=== Exercise objective ===
Without including any pictures, write out all the entries exactly.

=== Entries supplied ===
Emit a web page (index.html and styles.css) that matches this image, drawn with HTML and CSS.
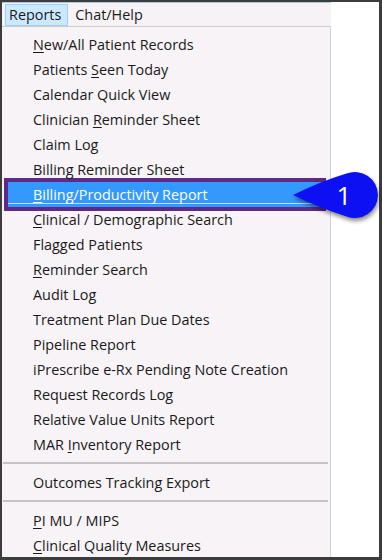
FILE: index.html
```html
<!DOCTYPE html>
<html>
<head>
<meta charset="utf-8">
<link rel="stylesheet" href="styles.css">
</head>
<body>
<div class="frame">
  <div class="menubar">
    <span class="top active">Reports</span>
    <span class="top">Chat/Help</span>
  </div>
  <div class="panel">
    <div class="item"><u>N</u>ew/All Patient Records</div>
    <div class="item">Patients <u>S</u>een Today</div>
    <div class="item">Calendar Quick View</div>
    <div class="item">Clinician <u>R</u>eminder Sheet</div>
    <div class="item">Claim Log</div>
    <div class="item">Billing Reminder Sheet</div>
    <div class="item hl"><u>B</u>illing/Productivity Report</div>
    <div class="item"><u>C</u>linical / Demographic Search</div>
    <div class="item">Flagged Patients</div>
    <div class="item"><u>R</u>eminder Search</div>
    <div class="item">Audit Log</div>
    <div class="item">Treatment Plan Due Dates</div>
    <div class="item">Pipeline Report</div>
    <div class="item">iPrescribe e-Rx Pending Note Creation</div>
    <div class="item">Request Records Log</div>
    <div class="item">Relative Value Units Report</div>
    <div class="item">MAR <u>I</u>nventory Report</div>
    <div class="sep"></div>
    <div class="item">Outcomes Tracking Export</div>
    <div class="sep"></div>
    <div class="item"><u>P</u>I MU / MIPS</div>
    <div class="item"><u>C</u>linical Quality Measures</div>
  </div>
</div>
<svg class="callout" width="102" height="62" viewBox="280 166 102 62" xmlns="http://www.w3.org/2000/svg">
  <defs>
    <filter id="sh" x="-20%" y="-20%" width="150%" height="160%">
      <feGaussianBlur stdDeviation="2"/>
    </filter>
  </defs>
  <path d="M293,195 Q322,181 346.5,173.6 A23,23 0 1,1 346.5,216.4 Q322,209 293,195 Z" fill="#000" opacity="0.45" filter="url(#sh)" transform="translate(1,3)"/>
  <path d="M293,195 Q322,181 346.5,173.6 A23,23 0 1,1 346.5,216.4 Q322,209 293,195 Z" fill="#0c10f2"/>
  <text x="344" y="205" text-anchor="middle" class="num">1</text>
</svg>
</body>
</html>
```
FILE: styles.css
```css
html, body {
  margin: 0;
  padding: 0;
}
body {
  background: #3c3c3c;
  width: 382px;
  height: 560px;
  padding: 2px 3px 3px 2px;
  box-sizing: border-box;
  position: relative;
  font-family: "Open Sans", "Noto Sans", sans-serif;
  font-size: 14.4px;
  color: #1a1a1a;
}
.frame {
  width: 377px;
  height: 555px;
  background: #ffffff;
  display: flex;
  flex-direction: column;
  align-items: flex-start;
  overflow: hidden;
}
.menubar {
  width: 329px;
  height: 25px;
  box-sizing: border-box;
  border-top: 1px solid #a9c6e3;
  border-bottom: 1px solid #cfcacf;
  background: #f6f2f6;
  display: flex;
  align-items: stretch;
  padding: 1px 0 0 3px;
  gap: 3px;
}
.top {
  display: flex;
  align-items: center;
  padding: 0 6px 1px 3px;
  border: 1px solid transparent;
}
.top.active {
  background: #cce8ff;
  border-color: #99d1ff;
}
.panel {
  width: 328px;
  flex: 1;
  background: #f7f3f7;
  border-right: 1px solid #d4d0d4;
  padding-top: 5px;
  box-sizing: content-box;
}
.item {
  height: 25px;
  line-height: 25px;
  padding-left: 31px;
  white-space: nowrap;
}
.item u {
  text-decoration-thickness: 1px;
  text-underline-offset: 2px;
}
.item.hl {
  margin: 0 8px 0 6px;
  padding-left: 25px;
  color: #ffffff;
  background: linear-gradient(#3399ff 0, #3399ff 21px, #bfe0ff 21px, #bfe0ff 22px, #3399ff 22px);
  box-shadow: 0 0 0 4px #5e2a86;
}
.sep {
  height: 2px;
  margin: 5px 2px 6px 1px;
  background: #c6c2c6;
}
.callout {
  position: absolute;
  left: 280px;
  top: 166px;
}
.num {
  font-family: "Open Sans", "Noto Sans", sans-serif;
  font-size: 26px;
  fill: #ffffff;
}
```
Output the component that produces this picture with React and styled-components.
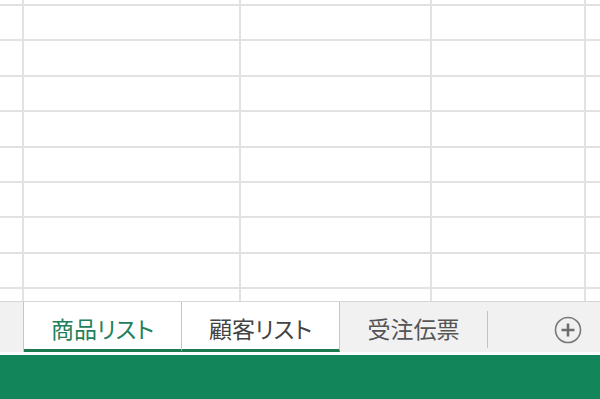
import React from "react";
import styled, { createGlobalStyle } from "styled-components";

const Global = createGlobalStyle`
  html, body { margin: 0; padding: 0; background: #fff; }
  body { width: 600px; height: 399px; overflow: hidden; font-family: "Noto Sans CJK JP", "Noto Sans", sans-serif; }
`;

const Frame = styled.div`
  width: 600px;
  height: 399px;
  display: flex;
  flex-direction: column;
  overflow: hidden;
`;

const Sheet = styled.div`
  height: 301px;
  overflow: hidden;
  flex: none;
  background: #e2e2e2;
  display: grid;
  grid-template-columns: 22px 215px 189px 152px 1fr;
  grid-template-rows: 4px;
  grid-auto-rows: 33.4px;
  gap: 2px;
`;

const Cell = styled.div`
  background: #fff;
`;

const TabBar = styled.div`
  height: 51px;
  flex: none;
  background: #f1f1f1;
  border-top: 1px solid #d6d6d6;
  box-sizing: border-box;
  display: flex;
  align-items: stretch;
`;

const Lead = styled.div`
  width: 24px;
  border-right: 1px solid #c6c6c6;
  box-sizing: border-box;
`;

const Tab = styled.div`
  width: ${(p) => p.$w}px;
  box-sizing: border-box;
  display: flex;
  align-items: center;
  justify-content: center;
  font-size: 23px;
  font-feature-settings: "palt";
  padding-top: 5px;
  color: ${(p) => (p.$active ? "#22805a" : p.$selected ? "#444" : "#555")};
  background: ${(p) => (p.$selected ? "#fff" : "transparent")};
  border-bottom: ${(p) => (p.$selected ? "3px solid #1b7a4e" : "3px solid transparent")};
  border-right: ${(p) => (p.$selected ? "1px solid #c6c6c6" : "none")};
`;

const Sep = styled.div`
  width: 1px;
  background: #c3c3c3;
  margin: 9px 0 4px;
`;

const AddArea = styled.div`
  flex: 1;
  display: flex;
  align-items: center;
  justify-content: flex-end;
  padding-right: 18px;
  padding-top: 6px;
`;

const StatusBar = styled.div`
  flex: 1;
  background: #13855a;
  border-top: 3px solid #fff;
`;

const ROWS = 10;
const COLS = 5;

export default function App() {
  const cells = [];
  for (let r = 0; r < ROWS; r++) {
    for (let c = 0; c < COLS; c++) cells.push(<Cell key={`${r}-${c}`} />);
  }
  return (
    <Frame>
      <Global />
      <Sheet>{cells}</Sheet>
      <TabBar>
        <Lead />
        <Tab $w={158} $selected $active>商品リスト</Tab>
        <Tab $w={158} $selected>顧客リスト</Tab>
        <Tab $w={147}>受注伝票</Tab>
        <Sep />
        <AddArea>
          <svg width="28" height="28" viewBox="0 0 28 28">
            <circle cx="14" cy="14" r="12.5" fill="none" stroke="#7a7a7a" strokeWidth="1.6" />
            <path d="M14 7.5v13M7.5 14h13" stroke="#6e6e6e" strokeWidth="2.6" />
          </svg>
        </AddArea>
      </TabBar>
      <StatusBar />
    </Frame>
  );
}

=== Result for this exercise ===
Emit a web page (index.html and styles.css) that matches this image, drawn with HTML and CSS.
FILE: index.html
```html
<!DOCTYPE html>
<html>
<head>
<meta charset="utf-8">
<link rel="stylesheet" href="styles.css">
</head>
<body>
<div class="frame">
  <div class="menubar">
    <span class="top active">Reports</span>
    <span class="top">Chat/Help</span>
  </div>
  <div class="panel">
    <div class="item"><u>N</u>ew/All Patient Records</div>
    <div class="item">Patients <u>S</u>een Today</div>
    <div class="item">Calendar Quick View</div>
    <div class="item">Clinician <u>R</u>eminder Sheet</div>
    <div class="item">Claim Log</div>
    <div class="item">Billing Reminder Sheet</div>
    <div class="item hl"><u>B</u>illing/Productivity Report</div>
    <div class="item"><u>C</u>linical / Demographic Search</div>
    <div class="item">Flagged Patients</div>
    <div class="item"><u>R</u>eminder Search</div>
    <div class="item">Audit Log</div>
    <div class="item">Treatment Plan Due Dates</div>
    <div class="item">Pipeline Report</div>
    <div class="item">iPrescribe e-Rx Pending Note Creation</div>
    <div class="item">Request Records Log</div>
    <div class="item">Relative Value Units Report</div>
    <div class="item">MAR <u>I</u>nventory Report</div>
    <div class="sep"></div>
    <div class="item">Outcomes Tracking Export</div>
    <div class="sep"></div>
    <div class="item"><u>P</u>I MU / MIPS</div>
    <div class="item"><u>C</u>linical Quality Measures</div>
  </div>
</div>
<svg class="callout" width="102" height="62" viewBox="280 166 102 62" xmlns="http://www.w3.org/2000/svg">
  <defs>
    <filter id="sh" x="-20%" y="-20%" width="150%" height="160%">
      <feGaussianBlur stdDeviation="2"/>
    </filter>
  </defs>
  <path d="M293,195 Q322,181 346.5,173.6 A23,23 0 1,1 346.5,216.4 Q322,209 293,195 Z" fill="#000" opacity="0.45" filter="url(#sh)" transform="translate(1,3)"/>
  <path d="M293,195 Q322,181 346.5,173.6 A23,23 0 1,1 346.5,216.4 Q322,209 293,195 Z" fill="#0c10f2"/>
  <text x="344" y="205" text-anchor="middle" class="num">1</text>
</svg>
</body>
</html>
```
FILE: styles.css
```css
html, body {
  margin: 0;
  padding: 0;
}
body {
  background: #3c3c3c;
  width: 382px;
  height: 560px;
  padding: 2px 3px 3px 2px;
  box-sizing: border-box;
  position: relative;
  font-family: "Open Sans", "Noto Sans", sans-serif;
  font-size: 14.4px;
  color: #1a1a1a;
}
.frame {
  width: 377px;
  height: 555px;
  background: #ffffff;
  display: flex;
  flex-direction: column;
  align-items: flex-start;
  overflow: hidden;
}
.menubar {
  width: 329px;
  height: 25px;
  box-sizing: border-box;
  border-top: 1px solid #a9c6e3;
  border-bottom: 1px solid #cfcacf;
  background: #f6f2f6;
  display: flex;
  align-items: stretch;
  padding: 1px 0 0 3px;
  gap: 3px;
}
.top {
  display: flex;
  align-items: center;
  padding: 0 6px 1px 3px;
  border: 1px solid transparent;
}
.top.active {
  background: #cce8ff;
  border-color: #99d1ff;
}
.panel {
  width: 328px;
  flex: 1;
  background: #f7f3f7;
  border-right: 1px solid #d4d0d4;
  padding-top: 5px;
  box-sizing: content-box;
}
.item {
  height: 25px;
  line-height: 25px;
  padding-left: 31px;
  white-space: nowrap;
}
.item u {
  text-decoration-thickness: 1px;
  text-underline-offset: 2px;
}
.item.hl {
  margin: 0 8px 0 6px;
  padding-left: 25px;
  color: #ffffff;
  background: linear-gradient(#3399ff 0, #3399ff 21px, #bfe0ff 21px, #bfe0ff 22px, #3399ff 22px);
  box-shadow: 0 0 0 4px #5e2a86;
}
.sep {
  height: 2px;
  margin: 5px 2px 6px 1px;
  background: #c6c2c6;
}
.callout {
  position: absolute;
  left: 280px;
  top: 166px;
}
.num {
  font-family: "Open Sans", "Noto Sans", sans-serif;
  font-size: 26px;
  fill: #ffffff;
}
```
Output the component that produces this picture with React and styled-components.
import React from "react";
import styled, { createGlobalStyle } from "styled-components";

const Global = createGlobalStyle`
  html, body { margin: 0; padding: 0; background: #fff; }
  body { width: 600px; height: 399px; overflow: hidden; font-family: "Noto Sans CJK JP", "Noto Sans", sans-serif; }
`;

const Frame = styled.div`
  width: 600px;
  height: 399px;
  display: flex;
  flex-direction: column;
  overflow: hidden;
`;

const Sheet = styled.div`
  height: 301px;
  overflow: hidden;
  flex: none;
  background: #e2e2e2;
  display: grid;
  grid-template-columns: 22px 215px 189px 152px 1fr;
  grid-template-rows: 4px;
  grid-auto-rows: 33.4px;
  gap: 2px;
`;

const Cell = styled.div`
  background: #fff;
`;

const TabBar = styled.div`
  height: 51px;
  flex: none;
  background: #f1f1f1;
  border-top: 1px solid #d6d6d6;
  box-sizing: border-box;
  display: flex;
  align-items: stretch;
`;

const Lead = styled.div`
  width: 24px;
  border-right: 1px solid #c6c6c6;
  box-sizing: border-box;
`;

const Tab = styled.div`
  width: ${(p) => p.$w}px;
  box-sizing: border-box;
  display: flex;
  align-items: center;
  justify-content: center;
  font-size: 23px;
  font-feature-settings: "palt";
  padding-top: 5px;
  color: ${(p) => (p.$active ? "#22805a" : p.$selected ? "#444" : "#555")};
  background: ${(p) => (p.$selected ? "#fff" : "transparent")};
  border-bottom: ${(p) => (p.$selected ? "3px solid #1b7a4e" : "3px solid transparent")};
  border-right: ${(p) => (p.$selected ? "1px solid #c6c6c6" : "none")};
`;

const Sep = styled.div`
  width: 1px;
  background: #c3c3c3;
  margin: 9px 0 4px;
`;

const AddArea = styled.div`
  flex: 1;
  display: flex;
  align-items: center;
  justify-content: flex-end;
  padding-right: 18px;
  padding-top: 6px;
`;

const StatusBar = styled.div`
  flex: 1;
  background: #13855a;
  border-top: 3px solid #fff;
`;

const ROWS = 10;
const COLS = 5;

export default function App() {
  const cells = [];
  for (let r = 0; r < ROWS; r++) {
    for (let c = 0; c < COLS; c++) cells.push(<Cell key={`${r}-${c}`} />);
  }
  return (
    <Frame>
      <Global />
      <Sheet>{cells}</Sheet>
      <TabBar>
        <Lead />
        <Tab $w={158} $selected $active>商品リスト</Tab>
        <Tab $w={158} $selected>顧客リスト</Tab>
        <Tab $w={147}>受注伝票</Tab>
        <Sep />
        <AddArea>
          <svg width="28" height="28" viewBox="0 0 28 28">
            <circle cx="14" cy="14" r="12.5" fill="none" stroke="#7a7a7a" strokeWidth="1.6" />
            <path d="M14 7.5v13M7.5 14h13" stroke="#6e6e6e" strokeWidth="2.6" />
          </svg>
        </AddArea>
      </TabBar>
      <StatusBar />
    </Frame>
  );
}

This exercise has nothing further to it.